Rohan’s father, S M Imtiaz Khan Babul, a leader of the party’s Dhaka City chapter and deputy secretary general of the Bangladesh Olympic Association, had lodged a police complaint on January 4 as his son went missing.

The revelation came even as the Bangladesh government insisted that the killers were members of homegrown outfit Jamaeytul Mujahdeen Bangladesh (JMB), rather than IS. Hossain Toufique Imam, political adviser to PM Sheikh Hasina, blamed ISI for facilitating the attack.

“Pakistan’s ISI and Jamaat connection is well known…they want to derail the current government,” Imam told TV channel NDTV, adding that all victims were hacked to death brutally like Jamaat and local terror groups do.

As India watches closely on the evolving terror spectre across its eastern border, reports of Jamaat-ul-Mujahideen Bangladesh activists and members of Jamaat-e-Islami turning to the ruling Awami League to work under cover are giving the jitters to the security establishment.

If an Awami leader’s son can be a terrorist, any JMB link will only complicate the situation, said an intelligence official. Earlier, too, there have been intelligence reports of JMB and Jamaat-e-Islami members seeking Awami League’s shelter to officially revoke their punishment. An Awami tag makes getting passports and visas easy, particularly to India.

A senior Bangladesh government official said there were reports of terror elementstaking shelter in Awami League.

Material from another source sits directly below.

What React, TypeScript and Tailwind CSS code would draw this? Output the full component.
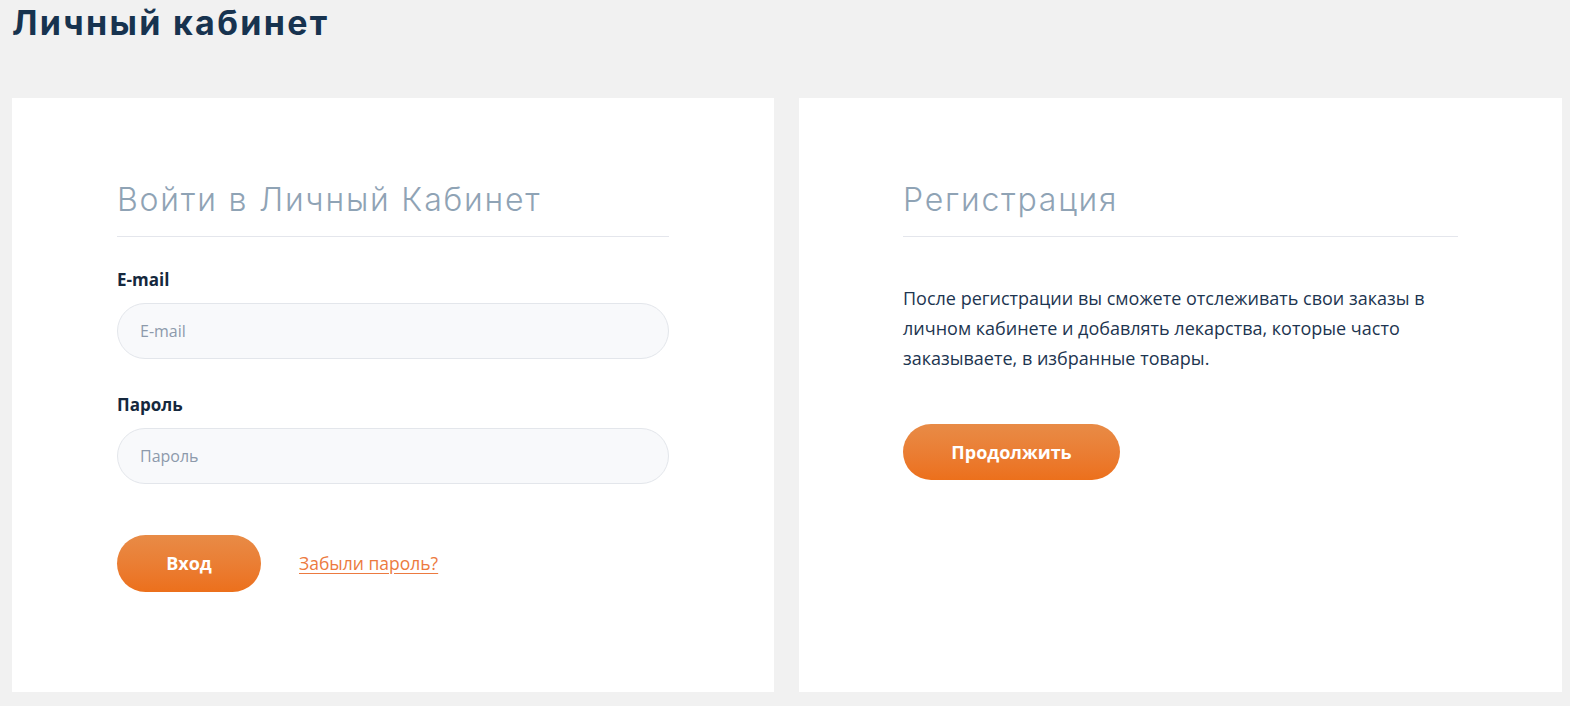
export default function App() {
  return (
    <div className="min-h-[706px] bg-[#f1f1f1] pl-3 pr-2 font-['Open_Sans',sans-serif]">
      <h1 className="pt-[1px] text-[34px] font-bold leading-[44px] tracking-[2.3px] text-[#17334f] font-['Inter',sans-serif]">
        Личный кабинет
      </h1>

      <div className="mt-[53px] grid grid-cols-[762px_763px] gap-[25px]">
        {/* Login */}
        <div className="h-[594px] bg-white px-[105px] pt-[80px]">
          <h2 className="border-b border-[#e4e6ec] pb-[14px] text-[32px] font-light leading-[44px] tracking-[1.8px] text-[#8fa3b5] font-['Inter',sans-serif]">
            Войти в Личный Кабинет
          </h2>

          <label className="mt-[32px] block text-[17px] font-bold leading-[22px] text-[#15283d]">E-mail</label>
          <input
            placeholder="E-mail"
            className="mt-[12px] h-[56px] w-full rounded-full border border-[#e3e6eb] bg-[#f8f9fb] px-[22px] text-[16px] text-[#15283d] outline-none placeholder:text-[#8d9aab]"
          />

          <label className="mt-[35px] block text-[17px] font-bold leading-[22px] text-[#15283d]">Пароль</label>
          <input
            placeholder="Пароль"
            type="password"
            className="mt-[12px] h-[56px] w-full rounded-full border border-[#e3e6eb] bg-[#f8f9fb] px-[22px] text-[16px] text-[#15283d] outline-none placeholder:text-[#8d9aab]"
          />

          <div className="mt-[51px] flex items-center gap-[38px]">
            <button className="h-[57px] w-[144px] rounded-full bg-gradient-to-b from-[#e88b46] to-[#ec701b] text-[18px] font-bold text-white">
              Вход
            </button>
            <a href="#" className="text-[17.5px] text-[#ec7a40] underline underline-offset-[3px]">
              Забыли пароль?
            </a>
          </div>
        </div>

        {/* Registration */}
        <div className="h-[594px] bg-white px-[104px] pt-[80px]">
          <h2 className="border-b border-[#e4e6ec] pb-[14px] text-[32px] font-light leading-[44px] tracking-[1.8px] text-[#8fa3b5] font-['Inter',sans-serif]">
            Регистрация
          </h2>

          <p className="mt-[46px] text-[18px] leading-[30px] text-[#1d3550]">
            После регистрации вы сможете отслеживать свои заказы в личном кабинете и добавлять лекарства, которые часто заказываете, в избранные товары.
          </p>

          <button className="mt-[51px] h-[56px] w-[217px] rounded-full bg-gradient-to-b from-[#e88b46] to-[#ec701b] text-[18px] font-bold text-white">
            Продолжить
          </button>
        </div>
      </div>
    </div>
  );
}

In February 2013, after 17 Awami supporters were killed by Jamaat activists in Satkhira, many of them had joined AL, he said.

He said the youth had been so thoroughly indoctrinated that even the educated from rich families have turned into killers.

Intelligence officials felt JMB’s larger plan could be to destabilize Bangladesh. Home minister Asaduzamman Khan, however, told reporters that there is no IS link to the attack and those involved were home-grown terrorists who belonged to JMB or HuJI and were not from madrassas.

Despite the government’s denials, the IS-linked news agency Amaq published extensive details of the attack, including photos from inside the Holey Artisan Bakery cafe and the casualty figures.